October 31, 2000|By Jamie Smith Hopkins | Jamie Smith Hopkins,SUN STAFF
The night sky has a Howard County fan club.
With darkness all around and a symphony of crickets playing, people gathered in an empty field in Columbia, lined up behind telescopes and waited for their turn - hoping for a peek at the secrets Out There.
It was Friday night, and more than 100 children and adults responded to the call put out by a Howard Community College professor: Come out and look up.
"Oh, that's awesome!" said Seth Orensky, 11, of Jessup, peering through a telescope eyepiece at Jupiter - 400 million miles away but so clear that he could make out its brown bands and four of its moons.
To the naked eye, Jupiter is a bright speck set off against the midnight sky, but Seth could see it move down the eyepiece as it hurtled through space.
This - the telescopes, the looking and learning - is Russ Poch's idea.
A science professor at the community college since 1972, he started inviting folks to public sky-watches at the Columbia campus a little more than 20 years ago. The demand was there: Every time he brought his astronomy stu- dents outside to stargaze, others wanted to tag along.
He tries to organize at least two gatherings each year and has found that promises of closer looks at stars and planets will attract a good crowd. Special phenomena draw throngs.
Five hundred people gathered around the lake at the college to see Halley's comet return from its trip around the sun in the spring of 1986, Poch said.
"It was just filled, the whole way around the lake, because of the rarity of the event," he said. "It ended up being a good view."

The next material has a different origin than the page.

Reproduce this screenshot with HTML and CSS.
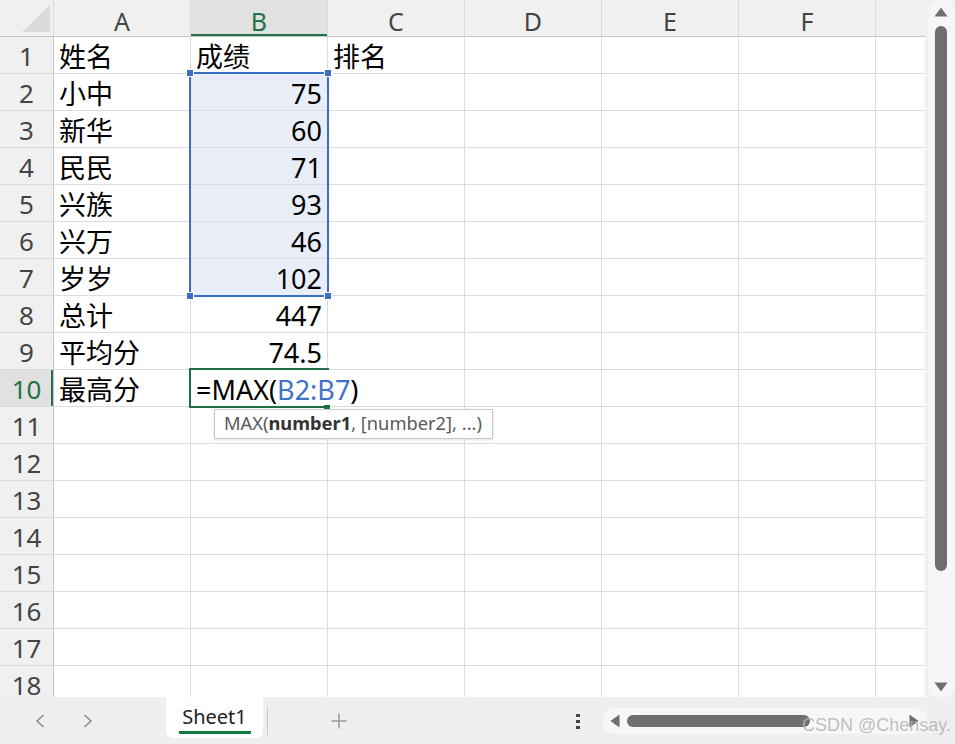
FILE: index.html
```html
<!DOCTYPE html>
<html lang="zh-CN">
<head>
<meta charset="utf-8">
<title>Sheet1</title>
<link rel="stylesheet" href="styles.css">
</head>
<body>
<div class="app">
  <div class="main">
    <div class="sheet">
      <div class="grid">
        <div class="h corner"><div class="tri"></div></div>
        <div class="h">A</div><div class="h on">B</div><div class="h">C</div><div class="h">D</div><div class="h">E</div><div class="h">F</div><div class="h"></div>

        <div class="r">1</div><div class="c">姓名</div><div class="c">成绩</div><div class="c">排名</div><div class="c"></div><div class="c"></div><div class="c"></div><div class="c"></div>
        <div class="r">2</div><div class="c">小中</div><div class="c num sel">75</div><div class="c"></div><div class="c"></div><div class="c"></div><div class="c"></div><div class="c"></div>
        <div class="r">3</div><div class="c">新华</div><div class="c num sel">60</div><div class="c"></div><div class="c"></div><div class="c"></div><div class="c"></div><div class="c"></div>
        <div class="r">4</div><div class="c">民民</div><div class="c num sel">71</div><div class="c"></div><div class="c"></div><div class="c"></div><div class="c"></div><div class="c"></div>
        <div class="r">5</div><div class="c">兴族</div><div class="c num sel">93</div><div class="c"></div><div class="c"></div><div class="c"></div><div class="c"></div><div class="c"></div>
        <div class="r">6</div><div class="c">兴万</div><div class="c num sel">46</div><div class="c"></div><div class="c"></div><div class="c"></div><div class="c"></div><div class="c"></div>
        <div class="r">7</div><div class="c">岁岁</div><div class="c num sel">102</div><div class="c"></div><div class="c"></div><div class="c"></div><div class="c"></div><div class="c"></div>
        <div class="r">8</div><div class="c">总计</div><div class="c num">447</div><div class="c"></div><div class="c"></div><div class="c"></div><div class="c"></div><div class="c"></div>
        <div class="r">9</div><div class="c">平均分</div><div class="c num">74.5</div><div class="c"></div><div class="c"></div><div class="c"></div><div class="c"></div><div class="c"></div>
        <div class="r on">10</div><div class="c">最高分</div><div class="c edit">=MAX(<span class="ref">B2:B7</span>)</div><div class="c"></div><div class="c"></div><div class="c"></div><div class="c"></div><div class="c"></div>
        <div class="r">11</div><div class="c"></div><div class="c"></div><div class="c"></div><div class="c"></div><div class="c"></div><div class="c"></div><div class="c"></div>
        <div class="r">12</div><div class="c"></div><div class="c"></div><div class="c"></div><div class="c"></div><div class="c"></div><div class="c"></div><div class="c"></div>
        <div class="r">13</div><div class="c"></div><div class="c"></div><div class="c"></div><div class="c"></div><div class="c"></div><div class="c"></div><div class="c"></div>
        <div class="r">14</div><div class="c"></div><div class="c"></div><div class="c"></div><div class="c"></div><div class="c"></div><div class="c"></div><div class="c"></div>
        <div class="r">15</div><div class="c"></div><div class="c"></div><div class="c"></div><div class="c"></div><div class="c"></div><div class="c"></div><div class="c"></div>
        <div class="r">16</div><div class="c"></div><div class="c"></div><div class="c"></div><div class="c"></div><div class="c"></div><div class="c"></div><div class="c"></div>
        <div class="r">17</div><div class="c"></div><div class="c"></div><div class="c"></div><div class="c"></div><div class="c"></div><div class="c"></div><div class="c"></div>
        <div class="r">18</div><div class="c"></div><div class="c"></div><div class="c"></div><div class="c"></div><div class="c"></div><div class="c"></div><div class="c"></div>
      </div>

      <div class="selbox">
        <span class="hd tl"></span><span class="hd tr"></span><span class="hd bl"></span><span class="hd br"></span>
      </div>
      <div class="active"><span class="ahd"></span></div>
      <div class="tip">MAX(<b>number1</b>, [number2], ...)</div>
    </div>

    <div class="vscroll">
      <div class="vtrack">
        <svg class="vup" width="14" height="10" viewBox="0 0 14 10"><polygon points="7,0.5 13.5,9.5 0.5,9.5" fill="#6e6e6e"/></svg>
        <div class="vthumb"></div>
        <div class="vspace"></div>
        <svg class="vdown" width="14" height="10" viewBox="0 0 14 10"><polygon points="0.5,0.5 13.5,0.5 7,9.5" fill="#6e6e6e"/></svg>
      </div>
    </div>
  </div>

  <div class="bar">
    <div class="nav">
      <svg width="10" height="14" viewBox="0 0 10 14"><path d="M8.5 1 L2 7 L8.5 13" fill="none" stroke="#8c8c8c" stroke-width="1.6"/></svg>
      <svg width="10" height="14" viewBox="0 0 10 14"><path d="M1.5 1 L8 7 L1.5 13" fill="none" stroke="#8c8c8c" stroke-width="1.6"/></svg>
    </div>
    <div class="tab">
      <span class="tabname">Sheet1</span>
      <span class="tabline"></span>
    </div>
    <div class="sep"></div>
    <svg class="add" width="18" height="18" viewBox="0 0 18 18"><path d="M9 1.5v15M1.5 9h15" stroke="#9a9a9a" stroke-width="1.5"/></svg>
    <svg class="more" width="6" height="18" viewBox="0 0 6 18"><rect x="1" y="2" width="4" height="3" fill="#444"/><rect x="1" y="8" width="4" height="3" fill="#444"/><rect x="1" y="14" width="4" height="3" fill="#444"/></svg>
    <div class="hscroll">
      <svg width="10" height="14" viewBox="0 0 10 14"><polygon points="9.5,0.5 9.5,13.5 0.5,7" fill="#6e6e6e"/></svg>
      <div class="hthumb"></div>
      <div class="hspace"></div>
      <svg width="10" height="14" viewBox="0 0 10 14"><polygon points="0.5,0.5 0.5,13.5 9.5,7" fill="#6e6e6e"/></svg>
    </div>
    <div class="mark">CSDN @Chensay.</div>
  </div>
</div>
</body>
</html>
```

FILE: styles.css
```css
* { box-sizing: border-box; }
html, body { margin: 0; padding: 0; background: #ffffff; }
body { font-family: "Noto Sans", "Noto Sans CJK SC", sans-serif; }

.app {
  width: 955px;
  height: 744px;
  display: flex;
  flex-direction: column;
  overflow: hidden;
}

.main {
  height: 697px;
  display: flex;
  flex-direction: row;
}

.sheet {
  width: 925px;
  height: 697px;
  position: relative;
  overflow: hidden;
  background: #ffffff;
}

.grid {
  display: grid;
  grid-template-columns: 54px repeat(6, 137px) 50px;
  grid-template-rows: repeat(19, 37px);
}

.c, .h, .r {
  border-right: 1px solid #dcdcdc;
  border-bottom: 1px solid #dcdcdc;
  display: flex;
  align-items: flex-end;
  white-space: nowrap;
  font-size: 27px;
  line-height: 27px;
  color: #000;
}

.c {
  padding: 0 5px 3px 5px;
}

.num { justify-content: flex-end; }
.sel { background: #e8edf7; }

.edit {
  border-right: none;
  overflow: visible;
  position: relative;
  z-index: 1;
}
.ref { color: #3f72c9; }

.h {
  background: #f0f0f0;
  border-bottom-color: #c6c6c6;
  border-right-color: #dadada;
  justify-content: center;
  font-size: 25px;
  line-height: 25px;
  padding-bottom: 2px;
  color: #444;
}
.h.on {
  background: #e1e1e1;
  color: #217346;
  box-shadow: inset 0 -2px 0 #217346;
}

.corner {
  justify-content: flex-end;
  align-items: flex-end;
  padding: 0 3px 4px 0;
}
.tri {
  width: 28px;
  height: 27px;
  background: #dadada;
  clip-path: polygon(100% 0, 100% 100%, 0 100%);
}

.r {
  background: #f0f0f0;
  border-right-color: #c6c6c6;
  border-bottom-color: #dcdcdc;
  justify-content: center;
  font-size: 26px;
  line-height: 26px;
  padding-bottom: 4px;
  color: #444;
}
.r.on {
  background: #e1e1e1;
  color: #217346;
  box-shadow: inset -2px 0 0 #217346;
}

/* selection overlay for B2:B7 */
.selbox {
  position: absolute;
  left: 189px;
  top: 72px;
  width: 140px;
  height: 225px;
  border: 2px solid #3a6fc8;
  pointer-events: none;
}
.hd {
  position: absolute;
  width: 6px;
  height: 6px;
  background: #3a6fc8;
  border: 1px solid #ffffff;
  box-sizing: content-box;
}
.hd.tl { left: -5px; top: -5px; }
.hd.tr { right: -5px; top: -5px; }
.hd.bl { left: -5px; bottom: -5px; }
.hd.br { right: -5px; bottom: -5px; }

/* active editing cell B10 */
.active {
  position: absolute;
  left: 189px;
  top: 368px;
  width: 140px;
  height: 40px;
  border-top: 2px solid #1e7145;
  border-left: 2px solid #1e7145;
  border-bottom: 2px solid #1e7145;
  z-index: 2;
  pointer-events: none;
}
.ahd {
  position: absolute;
  right: -1px;
  bottom: -4px;
  width: 6px;
  height: 5px;
  background: #1e7145;
}

/* function tooltip */
.tip {
  position: absolute;
  left: 214px;
  top: 409px;
  width: 279px;
  height: 30px;
  background: #ffffff;
  border: 1px solid #c8c8c8;
  box-shadow: 0 1px 2px rgba(0, 0, 0, 0.12);
  font-size: 18.3px;
  line-height: 26px;
  padding-left: 9px;
  color: #595959;
  white-space: nowrap;
  z-index: 3;
}
.tip b { color: #333; font-weight: 700; }

/* vertical scrollbar */
.vscroll {
  width: 30px;
  height: 697px;
  background: #f0f0f0;
  padding-left: 3px;
}
.vtrack {
  height: 697px;
  background: #f6f6f6;
  border-radius: 9px;
  display: flex;
  flex-direction: column;
  align-items: center;
  padding: 7px 0 5px 0;
}
.vup { display: block; margin-left: -1px; }
.vthumb {
  width: 12px;
  height: 545px;
  margin-top: 9px;
  margin-left: -1px;
  background: #6e6e6e;
  border-radius: 6px;
}
.vspace { flex: 1; }
.vdown { display: block; margin-left: -1px; }

/* bottom bar */
.bar {
  height: 47px;
  background: #efefef;
  display: flex;
  align-items: center;
  position: relative;
}
.nav {
  width: 166px;
  display: flex;
  align-items: center;
  gap: 38px;
  padding-left: 35px;
}
.nav svg { display: block; }

.tab {
  align-self: flex-start;
  width: 97px;
  height: 41px;
  background: #ffffff;
  border-radius: 0 0 7px 7px;
  display: flex;
  flex-direction: column;
  align-items: center;
  padding-top: 8px;
}
.tabname {
  font-size: 20px;
  line-height: 24px;
  color: #222;
}
.tabline {
  width: 72px;
  height: 3px;
  margin-top: 2px;
  background: #107c41;
}

.sep {
  width: 1px;
  height: 28px;
  margin-left: 4px;
  background: #c8c8c8;
}
.add { display: block; margin-left: 62px; }
.more { display: block; margin-left: 227px; }

.hscroll {
  margin-left: 21px;
  width: 325px;
  height: 26px;
  border-radius: 13px;
  background: #f7f7f7;
  display: flex;
  align-items: center;
  padding: 0 8px 0 8px;
}
.hscroll svg { display: block; }
.hthumb {
  width: 183px;
  height: 12px;
  margin-left: 7px;
  background: #6e6e6e;
  border-radius: 6px;
}
.hspace { flex: 1; }

.mark {
  position: absolute;
  right: 4px;
  bottom: 9px;
  font-family: "Liberation Sans", Arial, sans-serif;
  font-size: 18px;
  line-height: 20px;
  color: rgba(180, 180, 180, 0.85);
  white-space: nowrap;
}
```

The campus - and the town that surrounds it - has changed substantially since he issued his first invitations. Buildings stand where open space once was; the sky is hazy with city lights, even at the hours when it should be pitch black.
As far as astronomers are concerned, light is pollution.
"You can't see the Milky Way galaxy around here," Poch said.
Even so, stargazing is a popular hobby in the area. Maryland has nine clubs, according to the Astronomical League, a national organization of amateur sky-watchers.
And despite the extra light, people keep coming to Poch's events. They're curious.
Mike Hall, president of the new Howard Astronomical League of Central Maryland, calls it a "free show."
"There are so many things out there - we're talking hundreds of thousands of objects - to look at, and they're all different," said Hall, whose group holds its "star parties" in the western part of the county.
"You just never run out of things to look at," he said.
Even if it's relatively run of the mill.
"Stars - look, Mom, look up!" said 10-year-old Cary Carr of Elkridge, his head thrown back and his eyes on the sky.
Friday night was the first time Nina Carr took her three boys on a stargazing trip. She's been teaching them about the solar system, and this fit right in.
They were among the first in line for Poch's telescope - a bulbous affair that he pointed toward a double star called Epsilon Lyra.
Framed in the eyepiece were the two stars, close together but with a bit of the darkness of space between them.
Faenita Dilworth, a Columbia resident who brought her 9-year-old daughter and 9-year-old neighbor, let the girls peek first and then took a look for herself.
"Suddenly, there was a world out there you didn't see - like `Star Trek' up close," she said.
Poch's telescope was one of four set up on a field behind the tennis courts. The rest were brought by amateur astronomers, such as Dana Boltersdorf of Columbia, who built hers from a kit.
She set it up in a particularly dark spot on the field, aimed it at Saturn and watched as people caught a glimpse of the planet's rings - often for the first time.
Then Boltersdorf stuck a thin flashlight between her teeth, switched the eyepiece and tipped the telescope toward Jupiter.
She loves this.
"I'm not a professional, and I'm not advanced in astronomy in any way, but I try to put a fire under people because when I was a kid, I wished I had some 'scopes," said Boltersdorf, who belongs to the Howard league.
"I'm completely obsessed, and my children think I'm nuts," she added, laughing.
But the folks trying out her telescope were impressed and grateful.
John Liebman, a 47-year-old from Columbia, has watched the sky for years without a telescope. He uses binoculars. They're powerful, but only as steady as his hands, so he came to the community college for "a chance at something better."
"Even with binoculars, it's fascinating, and more people should try it," he said.
"It just expands my world - instead of being a creature of this planet, suddenly I'm a creature of the universe."